GLSL is a language for writing shaders (a fancy term for kernel code but used in graphics operations). Maybe I was unwilling to go too deep into the topic but I couldn't as easily find a similar construct in GLSL and hence turbo.js using a few google searches. Maybe that's how things go for a shading language - maybe a GLSL kernel instance doesn't  need to know which core it is residing in - or may be not, I don't know. So, after emailing the author of turbo.js with similar inquiries hoping for some resolution, I just stuck to GPU.js
There seem to have been a couple more attempts at providing GPGPU functionalities using WebGL apart from these two libraries, as I found out in this excellent article titled General-Purpose Computation on GPUs in the Browser Using gpu.js, namely WebCLGL.js and WebMonkeys but I didn't bother. All but GPU.js seem to be but dead or discontinued or unable to garner much attention.
GPU.js is great, kernel code can be written in JavaScript, has nice abstractions and conveniences, has relatively good documentation, great examples, seems to be in (active?) development, seems to have more users and all that but there's still some issues that I didn't have to do much tinkering to run into. One of these is about large loops in kernels. Whenever there's over 1100 or so iterations, on my PC at least, the code fails and returns all zeroes. A code example in the documentation in the GitHub repo for the project reads as following:
The above code is for multiplication of two square matrices a and b each of size 512. If the size of the matrices is increased to anything greater than ~1100, the code fails(at least on my computer), as I described before. There is a GitHub issue regarding this exact problem. Apparently it's got to do with the way 'loop unrolling' is done by the (graphics?) driver.
One way to deal with it, according to the discussion in the GitHub issue, seems to be to break the loop up into smaller loops. I tried that myself but didn't get it to work. So, I had to divide the matrices into blocks of smaller matrices(a process known as partitioning) and operate on each block as if they were the elements of the original matrices. That worked. Now I could do a 2000x2000 matrix multiplication using blocksize of 1000 and GPU.js wouldn't give me all zeroes. Hoorah!
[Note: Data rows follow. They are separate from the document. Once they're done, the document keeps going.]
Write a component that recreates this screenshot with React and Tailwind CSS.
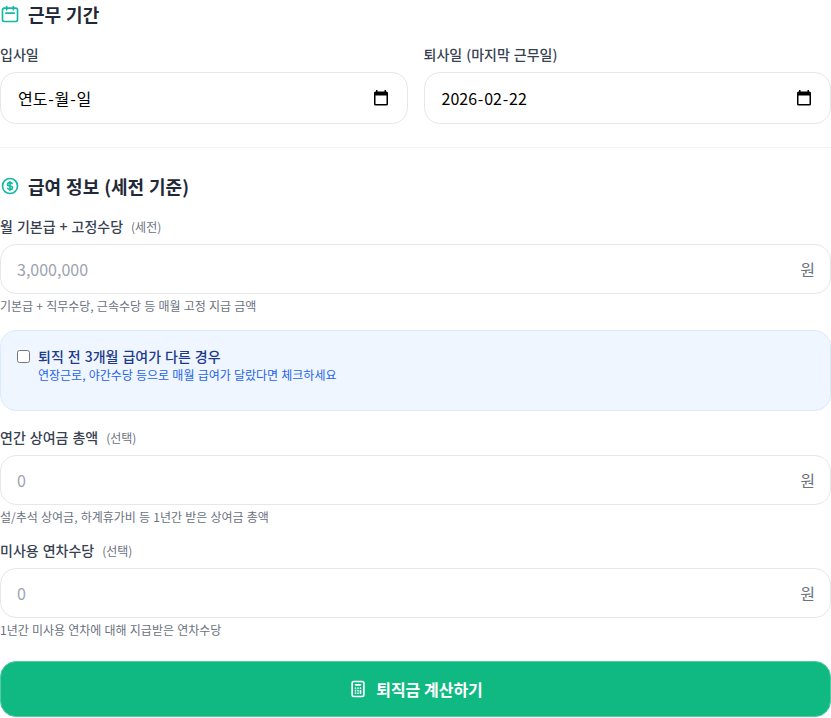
function CalendarPicker() {
  return (
    <svg width="20" height="20" viewBox="0 0 20 20" className="shrink-0">
      <path
        fill="#000"
        d="M5 2h1.5v1.5h7V2H15v1.5h.5A1.5 1.5 0 0 1 17 5v11a1.5 1.5 0 0 1-1.5 1.5h-11A1.5 1.5 0 0 1 3 16V5a1.5 1.5 0 0 1 1.5-1.5H5V2zM4.5 7.5V16h11V7.5h-11z"
      />
    </svg>
  );
}

function OutlineIcon({ d, className }) {
  return (
    <svg className={className} fill="none" stroke="currentColor" viewBox="0 0 24 24">
      <path strokeLinecap="round" strokeLinejoin="round" strokeWidth="2" d={d} />
    </svg>
  );
}

function DateField({ label, parts }) {
  return (
    <div>
      <label className="block mb-2 text-sm font-medium text-[#374151]">{label}</label>
      <div className="flex items-center justify-between h-[52px] pl-[17px] pr-[16px] bg-white border border-[#e5e7eb] rounded-2xl text-base text-black">
        <span>
          {parts[0]}
          <span className="px-[0.8px]">-</span>
          {parts[1]}
          <span className="px-[0.8px]">-</span>
          {parts[2]}
        </span>
        <CalendarPicker />
      </div>
    </div>
  );
}

function MoneyField({ label, note, placeholder, hint }) {
  return (
    <div>
      <label className="block mb-2 text-sm font-medium text-[#374151]">
        {label}
        {note ? <span className="ml-2 text-xs font-normal text-[#6b7280]">{note}</span> : null}
      </label>
      <div className="relative">
        <input
          type="text"
          placeholder={placeholder}
          className="w-full h-[50px] px-4 bg-white border border-[#e5e7eb] rounded-2xl text-base text-[#111827] placeholder:text-[#9ca3af]"
        />
        <span className="absolute right-4 top-1/2 -translate-y-1/2 text-base text-[#6b7280]">원</span>
      </div>
      <p className="mt-1 text-xs text-[#6b7280] [word-spacing:0.042em]">{hint}</p>
    </div>
  );
}

export default function App() {
  return (
    <div className="w-[831px] h-[718px] overflow-hidden bg-white font-['Noto_Sans_CJK_KR',sans-serif] [word-spacing:0.054em]">
      <section className="pb-[23px] border-b border-[#f3f4f6]">
        <h3 className="flex items-center gap-2 mb-4 text-lg font-bold text-[#1f2937]">
          <OutlineIcon
            className="w-5 h-5 text-[#14b8a6]"
            d="M8 7V3m8 4V3m-9 8h10M5 21h14a2 2 0 002-2V7a2 2 0 00-2-2H5a2 2 0 00-2 2v12a2 2 0 002 2z"
          />
          근무 기간
        </h3>
        <div className="grid grid-cols-2 gap-4">
          <DateField label="입사일" parts={["연도", "월", "일"]} />
          <DateField label="퇴사일 (마지막 근무일)" parts={["2026", "02", "22"]} />
        </div>
      </section>

      <section className="mt-6">
        <h3 className="flex items-center gap-2 mb-4 text-lg font-bold text-[#1f2937]">
          <OutlineIcon
            className="w-5 h-5 text-[#14b8a6]"
            d="M12 8c-1.657 0-3 .895-3 2s1.343 2 3 2 3 .895 3 2-1.343 2-3 2m0-8c1.11 0 2.08.402 2.599 1M12 8V7m0 1v8m0 0v1m0-1c-1.11 0-2.08-.402-2.599-1M21 12a9 9 0 11-18 0 9 9 0 0118 0z"
          />
          급여 정보 (세전 기준)
        </h3>
        <MoneyField
          label="월 기본급 + 고정수당"
          note="(세전)"
          placeholder="3,000,000"
          hint="기본급 + 직무수당, 근속수당 등 매월 고정 지급 금액"
        />
        <div className="h-[81px] mt-4 mb-4 px-4 pt-[15px] bg-[#eff6ff] border border-[#dbeafe] rounded-2xl">
          <label className="flex items-start gap-2">
            <input type="checkbox" className="w-[13px] h-[13px] mt-1" />
            <span>
              <span className="block text-sm font-medium text-[#1e3a8a]">퇴직 전 3개월 급여가 다른 경우</span>
              <span className="block mt-px text-xs text-[#2563eb] [word-spacing:0.042em]">연장근로, 야간수당 등으로 매월 급여가 달랐다면 체크하세요</span>
            </span>
          </label>
        </div>
        <div className="flex flex-col gap-[15px]">
          <MoneyField
            label="연간 상여금 총액"
            note="(선택)"
            placeholder="0"
            hint="설/추석 상여금, 하계휴가비 등 1년간 받은 상여금 총액"
          />
          <MoneyField
            label="미사용 연차수당"
            note="(선택)"
            placeholder="0"
            hint="1년간 미사용 연차에 대해 지급받은 연차수당"
          />
        </div>
        <button className="flex items-center justify-center gap-2 w-full h-14 mt-[23px] bg-[#10b981] border border-[#52cba0] rounded-2xl text-base font-bold text-white">
          <OutlineIcon
            className="w-5 h-5"
            d="M9 7h6m0 10v-3m-3 3h.01M9 17h.01M9 14h.01M12 14h.01M15 11h.01M12 11h.01M9 11h.01M7 21h10a2 2 0 002-2V5a2 2 0 00-2-2H7a2 2 0 00-2 2v14a2 2 0 002 2z"
          />
          퇴직금 계산하기
        </button>
      </section>
    </div>
  );
}
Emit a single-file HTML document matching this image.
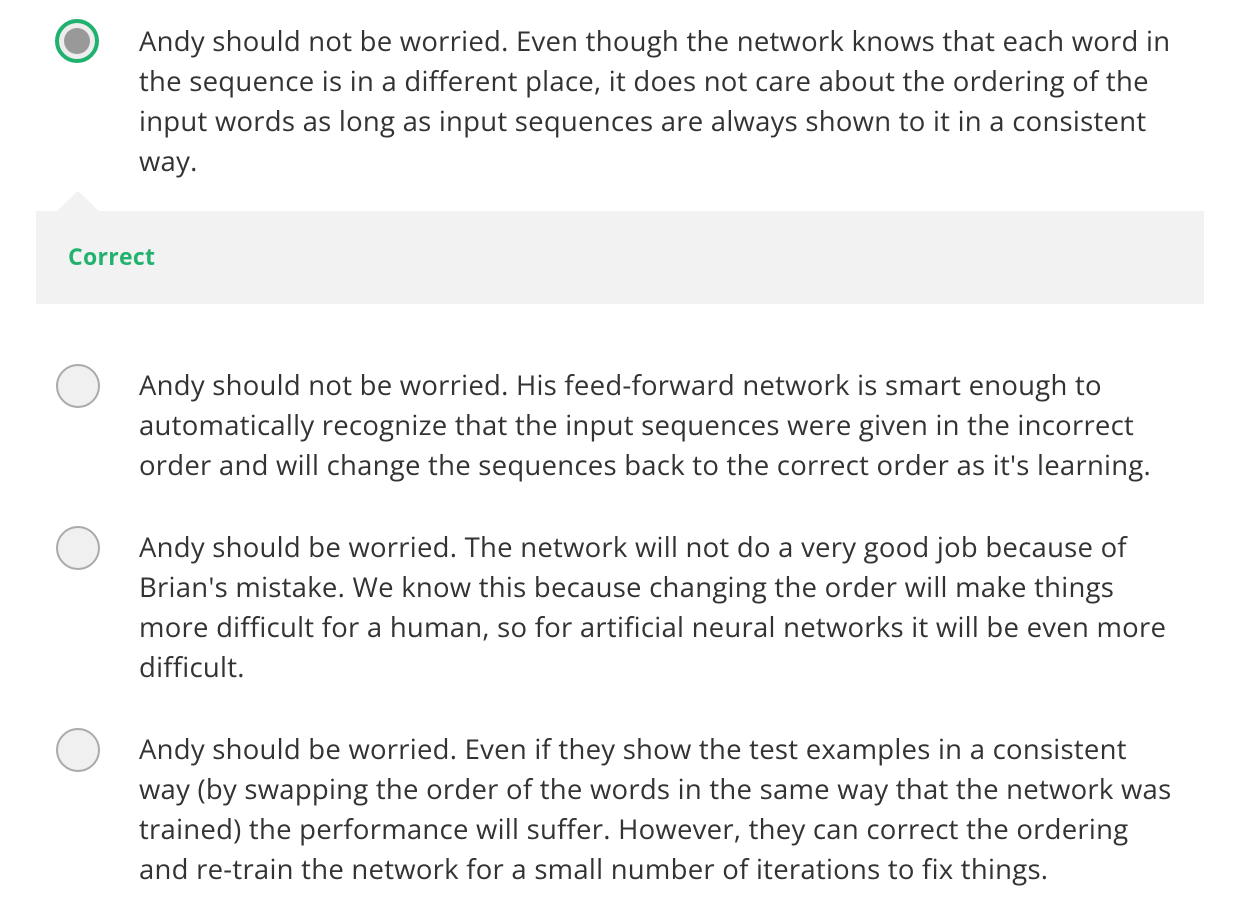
<!DOCTYPE html>
<html><head><style>
body{margin:0;background:#fff;width:1233px;height:917px;overflow:hidden;font-family:"Open Sans","Liberation Sans",sans-serif;color:#333;position:relative}
.t{position:absolute;left:139px;font-size:27.5px;line-height:40px;white-space:nowrap;letter-spacing:0.25px}
.r{position:absolute;left:56px;width:40px;height:40px;border-radius:50%;border:2px solid #aaa;background:#f0f0f0}
.sel{position:absolute;left:55px;top:19px;width:36px;height:36px;border-radius:50%;border:4px solid #1fb16e;background:#ededed}
.sel:after{content:"";position:absolute;left:5px;top:5px;width:26px;height:26px;border-radius:50%;background:#999}
.box{position:absolute;left:36px;top:211px;width:1168px;height:93px;background:#f2f2f2}
.tri{position:absolute;left:57px;top:191px;width:0;height:0;border-left:21px solid transparent;border-right:21px solid transparent;border-bottom:20px solid #f2f2f2}
.c{position:absolute;left:68px;top:240px;font-size:23px;font-weight:bold;color:#21b26e;letter-spacing:0.3px}
</style></head><body>
<div class="sel"></div>
<div class="t" style="top:22px">Andy should not be worried. Even though the network knows that each word in<br>the sequence is in a different place, it does not care about the ordering of the<br>input words as long as input sequences are always shown to it in a consistent<br>way.</div>
<div class="tri"></div>
<div class="box"></div>
<div class="c">Correct</div>
<div class="r" style="top:364px"></div>
<div class="t" style="top:366px">Andy should not be worried. His feed-forward network is smart enough to<br>automatically recognize that the input sequences were given in the incorrect<br>order and will change the sequences back to the correct order as it's learning.</div>
<div class="r" style="top:526px"></div>
<div class="t" style="top:528px">Andy should be worried. The network will not do a very good job because of<br>Brian's mistake. We know this because changing the order will make things<br>more difficult for a human, so for artificial neural networks it will be even more<br>difficult.</div>
<div class="r" style="top:728px"></div>
<div class="t" style="top:730px">Andy should be worried. Even if they show the test examples in a consistent<br>way (by swapping the order of the words in the same way that the network was<br>trained) the performance will suffer. However, they can correct the ordering<br>and re-train the network for a small number of iterations to fix things.</div>
</body></html>
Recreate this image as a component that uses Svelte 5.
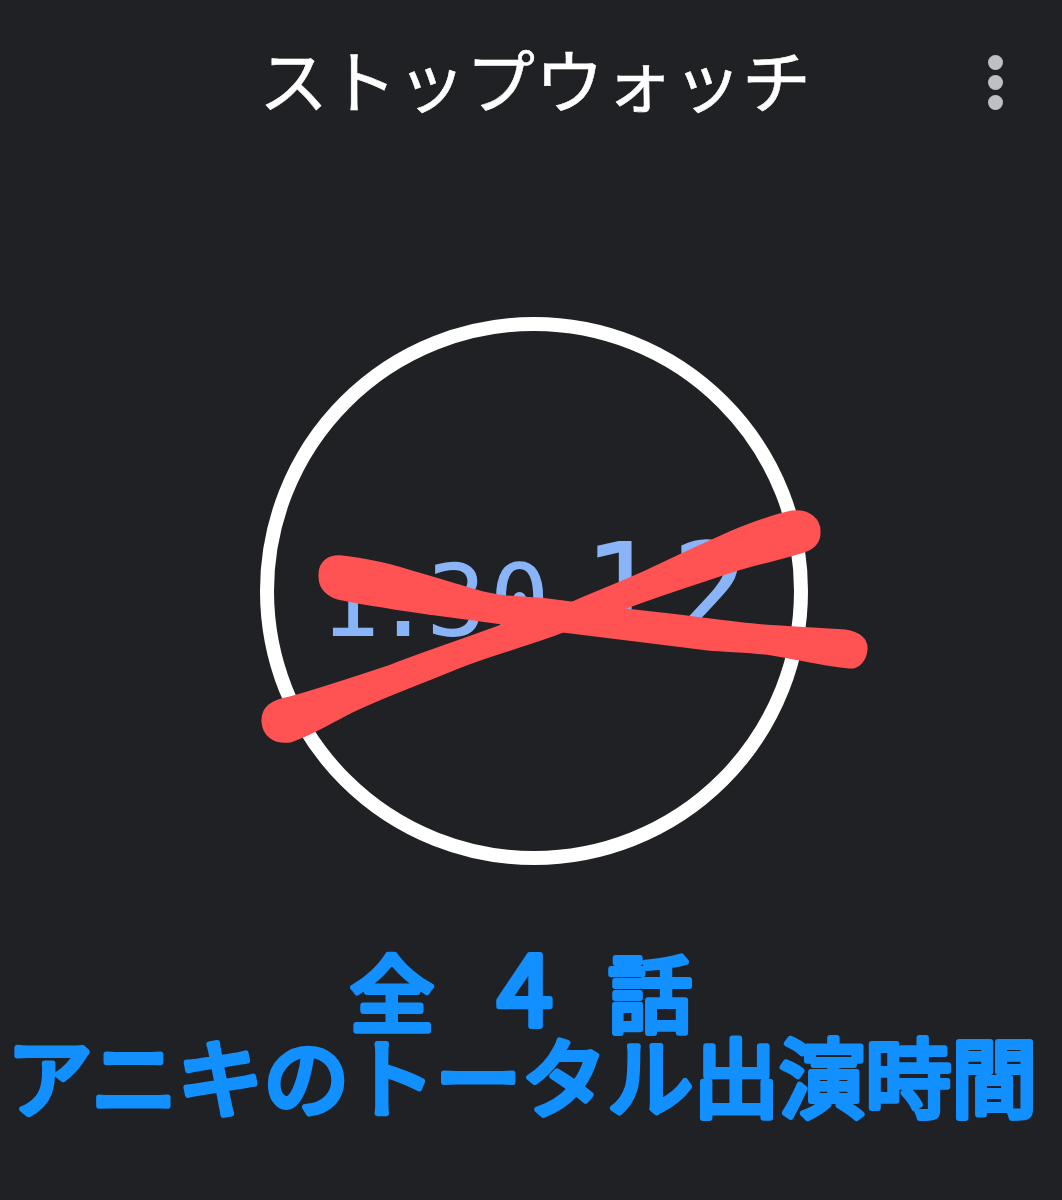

Now some benchmarks on my computer:
10x10 matrix: CPU - 0 ms | GPU - 500 ms
100x100 matrix: CPU - 7 ms | GPU - 1,200 ms
256x256 matrix: CPU - 128 ms | GPU - 2,700 ms
512x512 matrix: CPU - 2,200 ms | GPU - 3,000 ms
750x750 matrix: CPU - 9,400 ms | GPU - 3,200 ms
1000x1000 matrix: CPU - 25,000 ms | GPU - 5,000 ms
2000x2000 matrix: CPU - 224,000 ms | GPU - 40,000 ms (using blocksize of 1000. Smaller blocksizes take more time since a smaller number of computations are done in parallel then)

This goes without saying that this is not the most optimized matrix multiplication program out there, not by a long shot, and the way that partitioning is achieved here has a lot of say in how the algorithm performs for larger matrices(this can be gauged from the whopping, rather disappointing jump from 5,000 to 40,000 ms in going from matrix size of 1000 to 2000). Notwithstanding this, matrix multiplication seems to be the de-facto hello world program in parallel-computation land.

That's it for this post. I just wanted to share my experience with this amazing piece of technology and the kind of difference it can make versus the CPU in a variety of parallelizable tasks that go far beyond the simple matrix multiplication problem.

Here's the code I used for the benchmarks.

P.S. My browser(Firefox Developer Edition version 79.0b4 64-bit) seems to use my built-in graphics Intel HD Graphics (GPU0) and not my dedicated card AMD Radeon R7 M265 (GPU1). I don't know if there's a way to change that.